Short task
Any pictures in the records below must be left out when you repeat the lines from the line containing "Give me the" through the line containing "ChevronDown, ChevronLeft, ChevronRight" exactly.

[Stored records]

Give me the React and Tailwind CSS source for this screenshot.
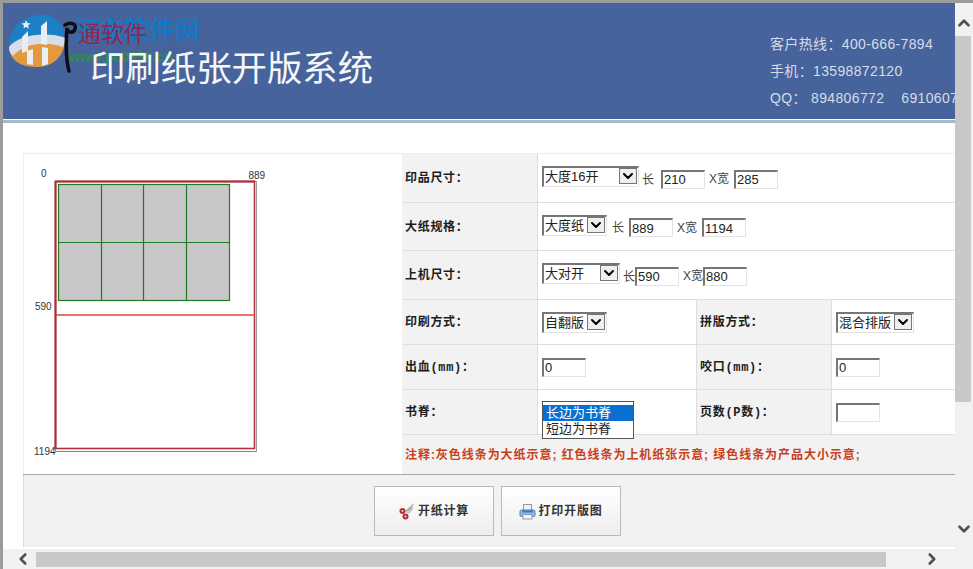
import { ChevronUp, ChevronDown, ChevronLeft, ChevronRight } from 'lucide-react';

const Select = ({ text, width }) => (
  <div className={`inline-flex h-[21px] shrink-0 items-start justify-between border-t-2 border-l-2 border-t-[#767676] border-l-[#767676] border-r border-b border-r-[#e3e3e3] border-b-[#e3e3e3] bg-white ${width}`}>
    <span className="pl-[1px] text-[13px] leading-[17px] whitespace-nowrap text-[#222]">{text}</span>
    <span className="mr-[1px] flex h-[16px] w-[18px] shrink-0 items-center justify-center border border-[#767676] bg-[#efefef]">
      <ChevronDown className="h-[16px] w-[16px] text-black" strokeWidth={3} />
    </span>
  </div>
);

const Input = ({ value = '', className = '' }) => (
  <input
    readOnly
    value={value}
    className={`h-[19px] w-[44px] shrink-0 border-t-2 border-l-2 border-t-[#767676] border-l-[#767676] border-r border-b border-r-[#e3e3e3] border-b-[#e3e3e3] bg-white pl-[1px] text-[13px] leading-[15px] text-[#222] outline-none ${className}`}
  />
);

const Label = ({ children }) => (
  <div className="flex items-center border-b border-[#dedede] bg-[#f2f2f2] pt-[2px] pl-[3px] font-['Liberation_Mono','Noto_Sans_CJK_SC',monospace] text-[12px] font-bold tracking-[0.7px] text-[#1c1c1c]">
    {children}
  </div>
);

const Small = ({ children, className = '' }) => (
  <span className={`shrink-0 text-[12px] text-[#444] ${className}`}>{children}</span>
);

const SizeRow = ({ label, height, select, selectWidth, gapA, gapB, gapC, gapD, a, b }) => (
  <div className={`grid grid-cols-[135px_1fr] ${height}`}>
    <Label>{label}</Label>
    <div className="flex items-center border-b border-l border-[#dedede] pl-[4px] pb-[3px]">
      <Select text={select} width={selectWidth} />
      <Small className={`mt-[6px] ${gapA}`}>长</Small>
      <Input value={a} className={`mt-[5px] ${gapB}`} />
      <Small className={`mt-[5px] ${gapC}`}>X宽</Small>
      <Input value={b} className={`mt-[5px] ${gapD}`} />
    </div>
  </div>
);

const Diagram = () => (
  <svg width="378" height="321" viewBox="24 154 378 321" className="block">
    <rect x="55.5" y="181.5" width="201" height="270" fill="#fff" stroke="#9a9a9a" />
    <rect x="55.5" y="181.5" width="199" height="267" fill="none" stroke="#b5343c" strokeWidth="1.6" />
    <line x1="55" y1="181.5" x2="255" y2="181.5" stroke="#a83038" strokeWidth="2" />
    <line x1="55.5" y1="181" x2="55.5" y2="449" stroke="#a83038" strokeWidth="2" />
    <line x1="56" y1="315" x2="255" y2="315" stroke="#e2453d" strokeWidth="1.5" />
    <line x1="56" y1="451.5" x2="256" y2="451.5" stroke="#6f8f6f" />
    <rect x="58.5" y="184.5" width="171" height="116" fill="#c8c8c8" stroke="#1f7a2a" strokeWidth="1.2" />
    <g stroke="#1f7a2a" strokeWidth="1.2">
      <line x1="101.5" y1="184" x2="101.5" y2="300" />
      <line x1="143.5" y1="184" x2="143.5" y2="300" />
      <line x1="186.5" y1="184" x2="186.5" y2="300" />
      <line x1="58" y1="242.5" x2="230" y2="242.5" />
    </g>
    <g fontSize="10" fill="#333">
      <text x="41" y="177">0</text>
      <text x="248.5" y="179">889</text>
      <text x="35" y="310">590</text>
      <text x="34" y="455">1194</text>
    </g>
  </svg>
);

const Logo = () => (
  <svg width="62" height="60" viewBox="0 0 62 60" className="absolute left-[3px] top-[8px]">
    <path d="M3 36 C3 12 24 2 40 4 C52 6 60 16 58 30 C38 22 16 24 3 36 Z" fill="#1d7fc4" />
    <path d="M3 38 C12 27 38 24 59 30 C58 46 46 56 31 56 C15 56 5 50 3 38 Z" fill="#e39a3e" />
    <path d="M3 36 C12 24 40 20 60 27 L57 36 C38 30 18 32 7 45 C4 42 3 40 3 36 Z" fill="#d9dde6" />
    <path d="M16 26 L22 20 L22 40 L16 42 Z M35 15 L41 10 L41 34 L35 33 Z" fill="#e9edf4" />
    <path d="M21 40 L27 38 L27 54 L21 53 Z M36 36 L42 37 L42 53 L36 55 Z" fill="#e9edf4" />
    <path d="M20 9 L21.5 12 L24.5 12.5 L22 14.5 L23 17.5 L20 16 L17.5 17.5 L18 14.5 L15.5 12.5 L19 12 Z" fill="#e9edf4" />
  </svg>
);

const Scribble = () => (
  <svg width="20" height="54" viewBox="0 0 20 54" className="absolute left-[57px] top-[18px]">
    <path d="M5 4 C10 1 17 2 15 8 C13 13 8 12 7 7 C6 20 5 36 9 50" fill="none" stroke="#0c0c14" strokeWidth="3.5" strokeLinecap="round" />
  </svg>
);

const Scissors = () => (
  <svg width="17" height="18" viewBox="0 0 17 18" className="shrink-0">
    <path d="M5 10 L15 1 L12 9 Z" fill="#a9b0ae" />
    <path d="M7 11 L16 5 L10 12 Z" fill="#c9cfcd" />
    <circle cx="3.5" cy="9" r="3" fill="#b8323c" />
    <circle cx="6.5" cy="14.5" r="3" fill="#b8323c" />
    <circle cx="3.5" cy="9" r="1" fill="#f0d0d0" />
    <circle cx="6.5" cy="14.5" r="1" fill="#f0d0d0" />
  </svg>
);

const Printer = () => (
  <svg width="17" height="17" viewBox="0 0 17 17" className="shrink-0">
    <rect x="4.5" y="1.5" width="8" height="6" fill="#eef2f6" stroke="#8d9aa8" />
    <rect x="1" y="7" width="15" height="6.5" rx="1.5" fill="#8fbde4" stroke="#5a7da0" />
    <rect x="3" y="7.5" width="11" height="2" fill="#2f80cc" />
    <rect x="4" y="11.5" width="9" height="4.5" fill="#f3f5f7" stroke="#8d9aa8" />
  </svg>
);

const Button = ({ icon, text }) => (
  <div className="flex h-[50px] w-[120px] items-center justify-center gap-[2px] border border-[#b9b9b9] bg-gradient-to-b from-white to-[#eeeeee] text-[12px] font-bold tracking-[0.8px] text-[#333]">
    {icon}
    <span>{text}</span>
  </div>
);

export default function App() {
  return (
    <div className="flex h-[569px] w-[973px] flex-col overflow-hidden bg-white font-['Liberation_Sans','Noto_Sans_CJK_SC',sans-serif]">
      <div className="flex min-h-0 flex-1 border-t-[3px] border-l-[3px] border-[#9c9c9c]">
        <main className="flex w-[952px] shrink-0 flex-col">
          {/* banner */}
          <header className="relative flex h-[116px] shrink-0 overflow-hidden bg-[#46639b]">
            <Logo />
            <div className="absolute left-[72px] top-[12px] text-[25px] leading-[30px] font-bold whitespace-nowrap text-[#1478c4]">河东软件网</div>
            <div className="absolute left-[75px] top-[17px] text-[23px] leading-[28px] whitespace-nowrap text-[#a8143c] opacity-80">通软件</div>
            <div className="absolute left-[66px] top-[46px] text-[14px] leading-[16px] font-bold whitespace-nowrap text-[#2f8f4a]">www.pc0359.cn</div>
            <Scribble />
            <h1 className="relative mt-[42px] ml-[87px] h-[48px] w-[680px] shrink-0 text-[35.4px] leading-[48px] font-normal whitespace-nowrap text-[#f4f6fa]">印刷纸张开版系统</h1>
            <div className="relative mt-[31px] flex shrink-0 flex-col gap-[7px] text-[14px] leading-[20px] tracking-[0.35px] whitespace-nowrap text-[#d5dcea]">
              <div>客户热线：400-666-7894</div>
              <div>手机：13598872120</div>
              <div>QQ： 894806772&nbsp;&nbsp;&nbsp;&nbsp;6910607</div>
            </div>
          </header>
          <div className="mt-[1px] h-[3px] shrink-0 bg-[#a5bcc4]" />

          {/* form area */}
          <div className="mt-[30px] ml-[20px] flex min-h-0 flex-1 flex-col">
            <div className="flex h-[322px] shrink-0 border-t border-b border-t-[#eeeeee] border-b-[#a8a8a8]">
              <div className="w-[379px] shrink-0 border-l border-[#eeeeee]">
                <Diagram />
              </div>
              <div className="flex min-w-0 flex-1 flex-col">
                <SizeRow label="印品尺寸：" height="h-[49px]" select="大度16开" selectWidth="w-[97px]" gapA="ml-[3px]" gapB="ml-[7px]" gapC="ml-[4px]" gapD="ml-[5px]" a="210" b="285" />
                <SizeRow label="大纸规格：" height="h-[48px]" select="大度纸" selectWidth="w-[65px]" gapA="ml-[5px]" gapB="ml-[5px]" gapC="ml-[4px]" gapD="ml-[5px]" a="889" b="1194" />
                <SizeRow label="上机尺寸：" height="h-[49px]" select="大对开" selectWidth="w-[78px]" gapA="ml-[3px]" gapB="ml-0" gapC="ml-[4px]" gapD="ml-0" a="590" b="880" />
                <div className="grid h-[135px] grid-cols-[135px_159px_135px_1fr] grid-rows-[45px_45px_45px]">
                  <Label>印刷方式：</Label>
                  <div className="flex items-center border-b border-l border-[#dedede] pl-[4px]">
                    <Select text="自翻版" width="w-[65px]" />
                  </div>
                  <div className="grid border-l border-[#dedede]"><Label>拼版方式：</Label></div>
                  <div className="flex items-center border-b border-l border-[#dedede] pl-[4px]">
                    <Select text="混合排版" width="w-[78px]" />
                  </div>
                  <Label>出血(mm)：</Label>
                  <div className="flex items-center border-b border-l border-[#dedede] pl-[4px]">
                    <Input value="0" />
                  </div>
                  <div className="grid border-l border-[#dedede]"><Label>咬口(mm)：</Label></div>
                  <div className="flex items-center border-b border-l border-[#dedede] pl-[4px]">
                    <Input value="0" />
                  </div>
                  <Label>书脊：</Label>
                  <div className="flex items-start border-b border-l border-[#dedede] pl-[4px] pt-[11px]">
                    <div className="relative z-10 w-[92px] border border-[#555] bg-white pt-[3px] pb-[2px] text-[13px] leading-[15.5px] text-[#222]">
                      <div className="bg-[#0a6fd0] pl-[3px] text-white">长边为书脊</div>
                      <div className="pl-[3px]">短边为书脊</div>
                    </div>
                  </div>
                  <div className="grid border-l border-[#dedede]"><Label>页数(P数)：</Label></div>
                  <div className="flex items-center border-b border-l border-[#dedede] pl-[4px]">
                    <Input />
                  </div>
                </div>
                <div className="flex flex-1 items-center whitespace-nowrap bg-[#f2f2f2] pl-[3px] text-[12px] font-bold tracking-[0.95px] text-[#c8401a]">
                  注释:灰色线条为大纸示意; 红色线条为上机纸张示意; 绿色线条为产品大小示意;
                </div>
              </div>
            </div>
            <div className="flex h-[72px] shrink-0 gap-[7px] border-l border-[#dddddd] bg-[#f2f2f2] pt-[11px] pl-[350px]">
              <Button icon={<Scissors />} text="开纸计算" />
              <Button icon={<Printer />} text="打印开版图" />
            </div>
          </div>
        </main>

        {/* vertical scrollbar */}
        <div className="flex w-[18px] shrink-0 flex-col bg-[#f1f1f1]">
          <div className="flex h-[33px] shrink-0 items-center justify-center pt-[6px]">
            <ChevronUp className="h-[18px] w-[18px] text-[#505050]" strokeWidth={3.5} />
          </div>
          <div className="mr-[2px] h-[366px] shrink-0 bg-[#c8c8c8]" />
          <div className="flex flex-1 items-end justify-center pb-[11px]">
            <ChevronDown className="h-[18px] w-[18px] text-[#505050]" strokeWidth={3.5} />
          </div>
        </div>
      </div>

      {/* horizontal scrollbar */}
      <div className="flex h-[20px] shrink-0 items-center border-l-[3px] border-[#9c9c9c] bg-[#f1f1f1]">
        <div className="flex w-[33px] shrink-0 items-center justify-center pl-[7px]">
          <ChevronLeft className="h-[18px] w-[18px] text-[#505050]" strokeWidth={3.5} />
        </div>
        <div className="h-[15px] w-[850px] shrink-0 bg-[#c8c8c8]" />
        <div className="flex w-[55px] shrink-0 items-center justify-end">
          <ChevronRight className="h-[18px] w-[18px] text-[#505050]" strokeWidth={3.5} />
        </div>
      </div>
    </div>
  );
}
---
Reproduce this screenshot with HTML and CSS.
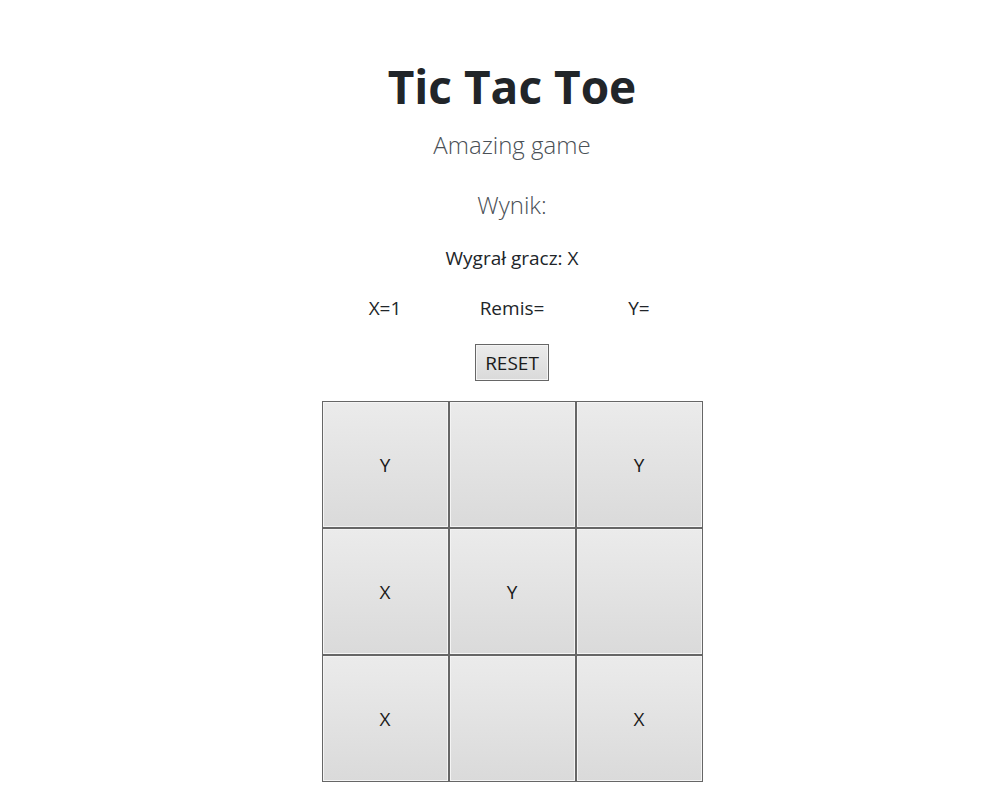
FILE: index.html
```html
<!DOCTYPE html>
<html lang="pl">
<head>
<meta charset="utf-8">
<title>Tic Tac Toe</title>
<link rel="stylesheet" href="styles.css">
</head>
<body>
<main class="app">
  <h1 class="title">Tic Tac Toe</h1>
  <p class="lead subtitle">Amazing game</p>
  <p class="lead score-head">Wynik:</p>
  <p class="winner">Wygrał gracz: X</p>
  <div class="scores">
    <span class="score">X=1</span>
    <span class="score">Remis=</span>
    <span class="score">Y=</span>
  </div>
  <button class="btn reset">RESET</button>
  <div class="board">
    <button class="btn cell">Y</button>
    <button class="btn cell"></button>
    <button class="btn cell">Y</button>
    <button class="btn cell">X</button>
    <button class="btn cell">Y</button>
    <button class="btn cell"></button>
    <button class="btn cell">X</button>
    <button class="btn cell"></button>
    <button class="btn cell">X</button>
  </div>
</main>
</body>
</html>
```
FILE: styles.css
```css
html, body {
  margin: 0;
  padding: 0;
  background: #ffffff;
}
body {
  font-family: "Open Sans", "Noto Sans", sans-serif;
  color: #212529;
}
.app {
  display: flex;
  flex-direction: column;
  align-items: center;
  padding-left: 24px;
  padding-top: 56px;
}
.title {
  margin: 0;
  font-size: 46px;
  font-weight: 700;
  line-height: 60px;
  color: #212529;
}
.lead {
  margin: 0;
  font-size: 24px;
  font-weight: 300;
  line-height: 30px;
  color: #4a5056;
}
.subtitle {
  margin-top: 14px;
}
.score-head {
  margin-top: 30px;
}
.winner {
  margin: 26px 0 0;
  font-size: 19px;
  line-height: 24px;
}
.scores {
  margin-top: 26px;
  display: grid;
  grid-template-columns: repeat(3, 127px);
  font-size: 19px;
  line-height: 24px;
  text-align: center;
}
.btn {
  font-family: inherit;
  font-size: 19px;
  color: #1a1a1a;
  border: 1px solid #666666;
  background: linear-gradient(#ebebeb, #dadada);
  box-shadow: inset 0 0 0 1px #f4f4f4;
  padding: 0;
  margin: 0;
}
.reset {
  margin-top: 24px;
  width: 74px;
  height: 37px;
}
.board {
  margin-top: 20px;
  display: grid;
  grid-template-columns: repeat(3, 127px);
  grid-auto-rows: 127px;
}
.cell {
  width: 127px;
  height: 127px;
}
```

Expected output
Give me the React and Tailwind CSS source for this screenshot.
import { ChevronUp, ChevronDown, ChevronLeft, ChevronRight } from 'lucide-react';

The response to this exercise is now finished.